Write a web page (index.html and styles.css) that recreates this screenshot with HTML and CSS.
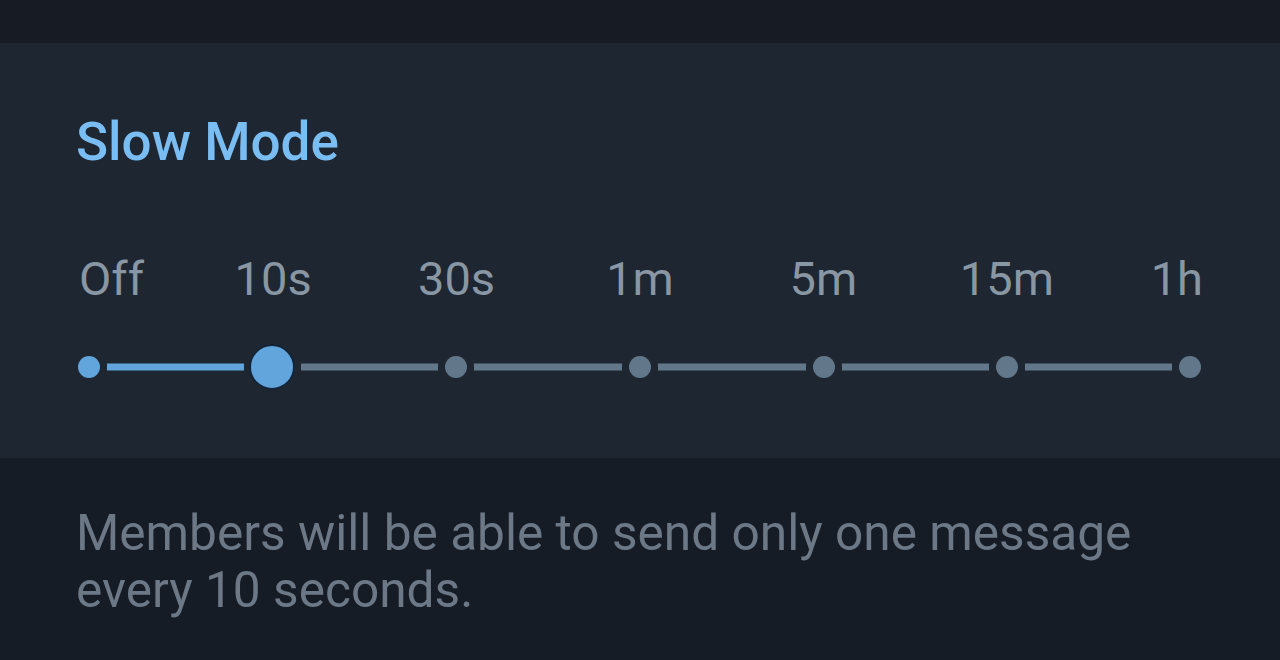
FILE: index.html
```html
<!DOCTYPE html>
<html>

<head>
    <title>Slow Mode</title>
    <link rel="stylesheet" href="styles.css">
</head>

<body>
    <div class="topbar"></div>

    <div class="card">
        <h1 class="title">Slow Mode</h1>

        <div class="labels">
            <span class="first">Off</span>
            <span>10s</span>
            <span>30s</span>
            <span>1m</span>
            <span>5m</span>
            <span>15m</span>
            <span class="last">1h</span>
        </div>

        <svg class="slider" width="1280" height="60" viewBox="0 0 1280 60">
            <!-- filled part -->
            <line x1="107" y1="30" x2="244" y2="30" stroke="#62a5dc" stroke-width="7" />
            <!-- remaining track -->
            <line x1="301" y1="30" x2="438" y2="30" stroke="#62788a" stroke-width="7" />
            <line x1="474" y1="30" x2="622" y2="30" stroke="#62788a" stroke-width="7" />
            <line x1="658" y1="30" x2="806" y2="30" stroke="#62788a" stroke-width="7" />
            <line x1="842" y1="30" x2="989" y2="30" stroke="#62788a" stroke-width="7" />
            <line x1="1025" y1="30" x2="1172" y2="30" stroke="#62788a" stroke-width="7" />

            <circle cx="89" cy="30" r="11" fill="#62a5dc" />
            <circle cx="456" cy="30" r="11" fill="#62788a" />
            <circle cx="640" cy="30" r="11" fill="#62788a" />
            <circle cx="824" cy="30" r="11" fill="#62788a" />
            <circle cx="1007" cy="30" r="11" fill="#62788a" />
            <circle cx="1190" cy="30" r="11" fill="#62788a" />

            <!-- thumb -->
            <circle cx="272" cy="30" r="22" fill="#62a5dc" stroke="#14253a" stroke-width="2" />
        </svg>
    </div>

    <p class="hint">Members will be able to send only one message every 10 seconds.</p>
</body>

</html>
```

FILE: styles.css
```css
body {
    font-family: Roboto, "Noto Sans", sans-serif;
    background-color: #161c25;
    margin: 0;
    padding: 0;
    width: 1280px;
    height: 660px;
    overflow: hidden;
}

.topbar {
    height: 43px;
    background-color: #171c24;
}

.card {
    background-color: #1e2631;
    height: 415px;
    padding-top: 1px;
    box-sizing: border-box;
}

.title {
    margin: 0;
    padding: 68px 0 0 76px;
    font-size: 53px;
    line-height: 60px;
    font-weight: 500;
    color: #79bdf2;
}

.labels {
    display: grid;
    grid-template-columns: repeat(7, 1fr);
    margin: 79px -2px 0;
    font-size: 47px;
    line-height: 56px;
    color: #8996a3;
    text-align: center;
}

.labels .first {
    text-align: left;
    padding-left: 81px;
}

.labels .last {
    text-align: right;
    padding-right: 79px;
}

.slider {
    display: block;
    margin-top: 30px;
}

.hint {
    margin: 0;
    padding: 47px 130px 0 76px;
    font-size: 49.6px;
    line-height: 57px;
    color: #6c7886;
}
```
==================================================
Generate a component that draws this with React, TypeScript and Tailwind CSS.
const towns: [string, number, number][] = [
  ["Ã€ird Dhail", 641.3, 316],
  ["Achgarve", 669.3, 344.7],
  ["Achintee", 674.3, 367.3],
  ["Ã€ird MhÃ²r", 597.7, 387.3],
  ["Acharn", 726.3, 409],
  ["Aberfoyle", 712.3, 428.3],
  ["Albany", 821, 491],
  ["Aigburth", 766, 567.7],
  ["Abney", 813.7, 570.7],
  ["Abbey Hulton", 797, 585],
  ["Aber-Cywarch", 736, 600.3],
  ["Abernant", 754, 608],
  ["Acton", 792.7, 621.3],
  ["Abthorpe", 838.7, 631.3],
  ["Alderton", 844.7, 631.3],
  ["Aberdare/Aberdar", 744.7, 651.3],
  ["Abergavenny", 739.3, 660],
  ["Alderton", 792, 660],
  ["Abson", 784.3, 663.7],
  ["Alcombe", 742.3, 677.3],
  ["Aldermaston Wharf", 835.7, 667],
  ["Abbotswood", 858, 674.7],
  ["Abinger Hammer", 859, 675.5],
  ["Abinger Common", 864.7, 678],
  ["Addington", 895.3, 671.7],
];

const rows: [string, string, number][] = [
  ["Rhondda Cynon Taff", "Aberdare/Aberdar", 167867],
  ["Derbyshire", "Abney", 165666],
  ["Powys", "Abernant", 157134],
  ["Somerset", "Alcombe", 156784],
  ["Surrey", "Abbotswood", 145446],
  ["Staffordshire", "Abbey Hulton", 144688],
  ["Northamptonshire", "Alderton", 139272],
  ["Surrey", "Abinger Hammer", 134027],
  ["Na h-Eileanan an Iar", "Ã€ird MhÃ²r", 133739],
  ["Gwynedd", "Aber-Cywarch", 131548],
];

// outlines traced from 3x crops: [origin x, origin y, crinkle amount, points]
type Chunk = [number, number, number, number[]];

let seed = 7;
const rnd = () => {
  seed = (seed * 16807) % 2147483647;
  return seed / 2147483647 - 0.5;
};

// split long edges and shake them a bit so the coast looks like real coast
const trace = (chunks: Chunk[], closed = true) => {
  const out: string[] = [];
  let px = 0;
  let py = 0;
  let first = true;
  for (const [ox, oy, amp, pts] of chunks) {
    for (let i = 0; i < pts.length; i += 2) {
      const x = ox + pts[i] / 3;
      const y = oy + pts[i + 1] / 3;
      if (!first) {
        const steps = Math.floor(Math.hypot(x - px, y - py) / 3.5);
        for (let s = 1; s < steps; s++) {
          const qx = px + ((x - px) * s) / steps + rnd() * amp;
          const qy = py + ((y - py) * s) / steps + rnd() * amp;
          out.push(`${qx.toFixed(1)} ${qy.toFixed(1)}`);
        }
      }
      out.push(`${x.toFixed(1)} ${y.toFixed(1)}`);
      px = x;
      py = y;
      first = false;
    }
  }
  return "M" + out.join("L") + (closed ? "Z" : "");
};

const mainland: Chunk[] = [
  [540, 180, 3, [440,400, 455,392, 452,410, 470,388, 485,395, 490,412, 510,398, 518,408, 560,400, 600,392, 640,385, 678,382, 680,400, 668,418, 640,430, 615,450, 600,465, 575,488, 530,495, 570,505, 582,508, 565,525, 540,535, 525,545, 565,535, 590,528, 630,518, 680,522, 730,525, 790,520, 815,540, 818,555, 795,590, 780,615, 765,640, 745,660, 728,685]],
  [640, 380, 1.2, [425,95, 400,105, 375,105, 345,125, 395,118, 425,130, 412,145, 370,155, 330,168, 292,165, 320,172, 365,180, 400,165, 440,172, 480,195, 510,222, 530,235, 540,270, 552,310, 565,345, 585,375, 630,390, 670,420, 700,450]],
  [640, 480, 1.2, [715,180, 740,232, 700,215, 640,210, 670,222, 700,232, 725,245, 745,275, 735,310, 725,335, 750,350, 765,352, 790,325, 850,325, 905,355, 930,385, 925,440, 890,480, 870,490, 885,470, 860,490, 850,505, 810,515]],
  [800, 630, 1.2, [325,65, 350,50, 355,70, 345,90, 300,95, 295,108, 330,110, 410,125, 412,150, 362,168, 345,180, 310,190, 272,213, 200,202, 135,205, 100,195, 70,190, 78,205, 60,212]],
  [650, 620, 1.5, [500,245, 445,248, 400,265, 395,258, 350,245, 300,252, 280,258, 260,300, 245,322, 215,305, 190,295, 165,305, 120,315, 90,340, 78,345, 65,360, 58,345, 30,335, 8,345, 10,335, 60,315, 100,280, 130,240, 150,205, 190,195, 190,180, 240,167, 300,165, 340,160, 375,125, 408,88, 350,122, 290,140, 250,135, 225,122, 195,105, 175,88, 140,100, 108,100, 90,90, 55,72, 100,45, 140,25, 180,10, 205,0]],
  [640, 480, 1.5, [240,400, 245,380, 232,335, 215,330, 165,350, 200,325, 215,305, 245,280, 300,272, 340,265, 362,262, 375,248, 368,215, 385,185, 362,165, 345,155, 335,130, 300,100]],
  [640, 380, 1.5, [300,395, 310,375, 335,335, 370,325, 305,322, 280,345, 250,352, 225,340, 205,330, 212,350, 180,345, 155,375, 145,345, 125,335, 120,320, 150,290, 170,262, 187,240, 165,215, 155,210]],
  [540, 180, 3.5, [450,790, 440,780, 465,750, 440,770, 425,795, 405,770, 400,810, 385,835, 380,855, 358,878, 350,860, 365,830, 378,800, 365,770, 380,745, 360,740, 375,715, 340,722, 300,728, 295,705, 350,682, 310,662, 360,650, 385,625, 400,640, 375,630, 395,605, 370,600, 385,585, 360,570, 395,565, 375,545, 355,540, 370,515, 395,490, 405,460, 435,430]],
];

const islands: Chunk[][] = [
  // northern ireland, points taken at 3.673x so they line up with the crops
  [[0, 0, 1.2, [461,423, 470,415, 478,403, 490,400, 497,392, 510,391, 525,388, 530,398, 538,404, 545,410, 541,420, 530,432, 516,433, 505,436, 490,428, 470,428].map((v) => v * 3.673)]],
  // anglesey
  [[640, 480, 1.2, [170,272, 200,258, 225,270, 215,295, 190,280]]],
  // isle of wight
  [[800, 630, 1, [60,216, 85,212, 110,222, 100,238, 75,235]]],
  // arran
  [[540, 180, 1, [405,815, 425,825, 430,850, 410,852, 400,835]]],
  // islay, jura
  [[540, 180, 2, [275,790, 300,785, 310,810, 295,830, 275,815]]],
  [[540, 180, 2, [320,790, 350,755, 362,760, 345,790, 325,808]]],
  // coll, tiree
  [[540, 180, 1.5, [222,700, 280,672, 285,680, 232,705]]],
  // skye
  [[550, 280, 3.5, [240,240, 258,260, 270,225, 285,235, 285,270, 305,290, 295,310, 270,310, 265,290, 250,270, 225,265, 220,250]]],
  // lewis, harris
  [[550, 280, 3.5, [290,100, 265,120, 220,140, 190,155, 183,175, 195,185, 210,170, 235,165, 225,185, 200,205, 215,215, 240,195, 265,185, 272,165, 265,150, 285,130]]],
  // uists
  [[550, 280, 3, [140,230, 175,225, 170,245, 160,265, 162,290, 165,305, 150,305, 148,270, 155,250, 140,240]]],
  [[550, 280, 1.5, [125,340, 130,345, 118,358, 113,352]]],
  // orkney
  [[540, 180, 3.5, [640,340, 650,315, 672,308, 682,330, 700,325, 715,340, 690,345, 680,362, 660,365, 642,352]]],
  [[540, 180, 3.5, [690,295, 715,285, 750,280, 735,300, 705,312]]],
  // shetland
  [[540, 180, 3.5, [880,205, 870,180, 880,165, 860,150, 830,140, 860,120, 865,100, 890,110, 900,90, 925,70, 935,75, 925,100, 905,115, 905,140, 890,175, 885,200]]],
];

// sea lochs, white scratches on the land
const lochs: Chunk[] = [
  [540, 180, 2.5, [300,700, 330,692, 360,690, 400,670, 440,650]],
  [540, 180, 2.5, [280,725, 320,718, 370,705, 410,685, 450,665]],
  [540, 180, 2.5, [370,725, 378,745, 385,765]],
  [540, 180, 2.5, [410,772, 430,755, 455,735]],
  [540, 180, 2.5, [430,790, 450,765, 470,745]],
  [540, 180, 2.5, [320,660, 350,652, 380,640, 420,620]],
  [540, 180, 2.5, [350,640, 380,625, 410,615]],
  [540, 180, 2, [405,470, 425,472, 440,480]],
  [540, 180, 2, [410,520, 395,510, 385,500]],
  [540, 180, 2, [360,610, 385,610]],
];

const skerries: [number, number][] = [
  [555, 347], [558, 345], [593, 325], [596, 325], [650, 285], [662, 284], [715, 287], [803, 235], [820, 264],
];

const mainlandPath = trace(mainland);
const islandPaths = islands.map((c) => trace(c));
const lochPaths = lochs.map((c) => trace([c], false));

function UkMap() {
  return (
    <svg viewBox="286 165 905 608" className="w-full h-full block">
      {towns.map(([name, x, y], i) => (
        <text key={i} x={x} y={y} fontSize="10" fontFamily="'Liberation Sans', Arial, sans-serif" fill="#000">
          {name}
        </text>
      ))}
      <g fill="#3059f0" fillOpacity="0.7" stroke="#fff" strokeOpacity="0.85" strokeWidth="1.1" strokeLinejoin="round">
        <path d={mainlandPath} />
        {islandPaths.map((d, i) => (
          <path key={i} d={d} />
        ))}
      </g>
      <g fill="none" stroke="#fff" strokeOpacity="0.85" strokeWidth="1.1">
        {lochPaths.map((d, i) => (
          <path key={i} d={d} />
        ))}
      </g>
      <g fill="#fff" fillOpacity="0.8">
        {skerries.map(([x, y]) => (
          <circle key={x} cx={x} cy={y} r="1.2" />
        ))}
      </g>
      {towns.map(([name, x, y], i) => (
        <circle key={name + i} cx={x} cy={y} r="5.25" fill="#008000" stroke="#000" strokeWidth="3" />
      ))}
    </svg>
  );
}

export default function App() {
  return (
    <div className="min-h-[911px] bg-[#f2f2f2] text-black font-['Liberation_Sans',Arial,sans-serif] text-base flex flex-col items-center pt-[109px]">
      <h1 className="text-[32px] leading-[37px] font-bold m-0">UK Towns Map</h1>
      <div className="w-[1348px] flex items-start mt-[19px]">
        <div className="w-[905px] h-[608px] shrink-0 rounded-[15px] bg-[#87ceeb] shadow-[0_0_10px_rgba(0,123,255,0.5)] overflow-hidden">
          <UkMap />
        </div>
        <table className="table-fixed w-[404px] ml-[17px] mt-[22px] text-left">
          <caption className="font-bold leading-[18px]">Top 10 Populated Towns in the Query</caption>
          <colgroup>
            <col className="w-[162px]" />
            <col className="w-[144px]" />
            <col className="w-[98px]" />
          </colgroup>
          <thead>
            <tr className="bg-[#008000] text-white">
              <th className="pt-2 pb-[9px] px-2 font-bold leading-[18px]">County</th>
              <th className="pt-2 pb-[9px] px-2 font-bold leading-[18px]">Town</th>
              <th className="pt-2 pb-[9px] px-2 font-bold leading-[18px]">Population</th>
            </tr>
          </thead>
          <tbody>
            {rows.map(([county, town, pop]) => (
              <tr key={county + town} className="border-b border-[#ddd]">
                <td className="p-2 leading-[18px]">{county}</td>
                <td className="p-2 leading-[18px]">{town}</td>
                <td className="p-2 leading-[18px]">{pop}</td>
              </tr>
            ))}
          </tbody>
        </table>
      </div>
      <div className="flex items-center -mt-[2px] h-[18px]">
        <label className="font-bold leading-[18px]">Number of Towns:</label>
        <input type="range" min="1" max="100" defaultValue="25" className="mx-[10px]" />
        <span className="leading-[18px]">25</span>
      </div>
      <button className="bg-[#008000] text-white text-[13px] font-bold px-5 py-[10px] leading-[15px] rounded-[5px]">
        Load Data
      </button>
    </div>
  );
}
==================================================
● OBJECTIVE
Examine the records and report how many lines contain the string "this". Only the number should be given.

● REPLY TO THE EXERCISE
2